In Burns Library there is a kind of time travel—early editions of antebellum works, as their readers first experienced them, said Paul Lewis, head curator of the most recent addition to the Burns Exhibits, Nathaniel Hawthorne and Frederick Douglass: Texts and Context. The exhibit opened in the Burns Library on October 15 and will run until Jan. 24, 2016.
The exhibit emphasizes the important role Nathaniel Hawthorne’s The Blithedale Romance (1852) and Frederick Douglass’ The Heroic Slave (1853) played in the social, political, and economic landscape of mid-1800s Boston.
Lewis, also a professor in the english department, believes it is unique to fashion these two seemingly different authors in context with each other.
“Though rarely discussed together, [these works] were published about six months apart by firms on the same block in downtown Boston,” he said in an email. “Each of the works occupies an important place in the evolution of American thought and writing.”
The collection includes first and early editions of work by Douglass and Hawthorne as well as by Louisa May Alcott, T. S. Arthur, Lydia Maria Child, W. E. B. DuBois, Ralph Waldo Emerson, Olaudah Equiano, Margaret Fuller, Harriet Jacobs, Henry Wadsworth Longfellow, Elizabeth Palmer Peabody, Harriet Beecher Stowe, Henry David Thoreau, David Walker, Booker T. Washington, and Phillis Wheatley.
The inspiration for this project came from the work of Lewis’ undergraduate seminar on literary Boston, during the spring semester of 2015. Discussions in the seminar centered on the works of Douglass and Hawthorne and analyzed their individual and collaborative depictions on issues such as feminism, anti-slavery, and political tensions central to the time period in which they were written.
Lewis has been responsible in executing exhibits at the Boston Public Library and was also highly involved in getting an Edgar Allan Poe statue implanted in downtown Boston last year.
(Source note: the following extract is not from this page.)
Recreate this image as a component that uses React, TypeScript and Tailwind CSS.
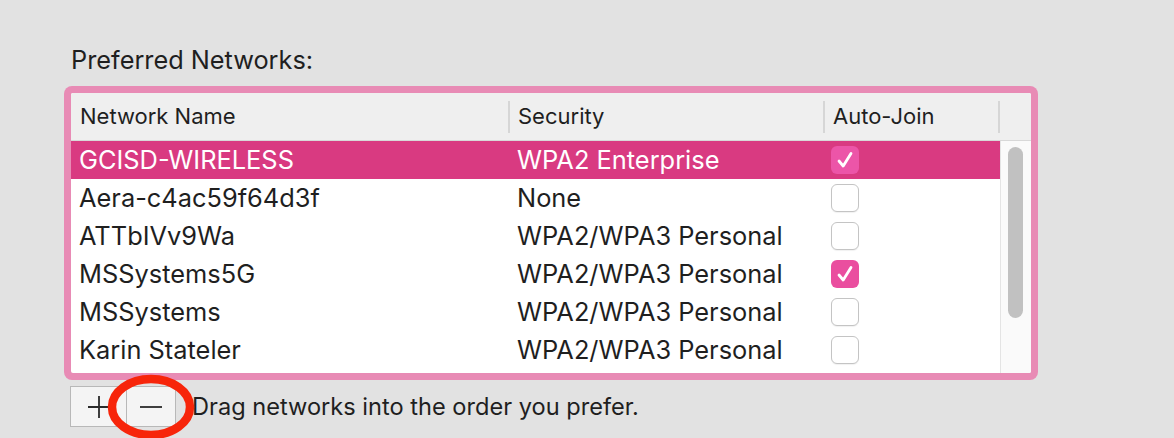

Lewis attributes much of the initial work behind the exhibit to Boston College undergraduate student researchers Salvatore Berger, Samantha Breen, LSOE ’16, John Carey, MCAS ’16, Shari Dryden, MCAS ’16, Felicia Figueiredo, Justin Kresevic, MCAS ’16, Natasha Lopez, Ingrid Marquardt, MCAS ’16, Adriana Olaya-Pineda, MCAS ’16, Steve Wagner, and Mary Yuengert, MCAS ’16.
In addition, he emphasized the work of associate curator of the project, Scott Reznick, a professor and doctoral candidate in the English department.
“I think [this exhibit] can help people reflect on our own current moment, and the issues that we face and how solutions are often difficult, but that does not mean we should not engage with them as both of these writers did,” Reznick said.
The advanced topics seminar required the students to track down contextual pieces related to several main contextual elements, including the author’s lives and works, abolition, representations of the heroic, and African American literature. Students explored the Burns library for pieces from the era, and also reached out to other libraries for various elements of the display.
At several points in the semester, the students presented their findings in relation to the text for Lewis and Reznick to critique. At the end of the semester, each student contributed two to three objects to the exhibit. Labels for each piece inform the public of its importance. Each student also wrote an analytical paper that incorporated his or her research discoveries.
“Having the exhibit at the end was incredibly motivating,” Olaya-Pineda said. “The exhibit is the culmination of all of our research and all the hard work we put in over the semester and to connect our reading with history and with Boston.”
The physical layout of the exhibit highlights the contextual categories of the research completed in a practical manner. The design of each object’s label, context boards, and informational posters were a collaborative effort among Lincoln, Reznick, and several graduate students in the English department. Reznick hopes that the public comes away with an appreciation for the complexities of every historical moment.
“The 1840s and 1850s were a time of immense reform activity and Boston was the hub of it,” Reznick said. “Boston, in a lot of ways, has always been at the forefront for pushing for radical change, and here in the exhibit you can see some of the founding documents of this.”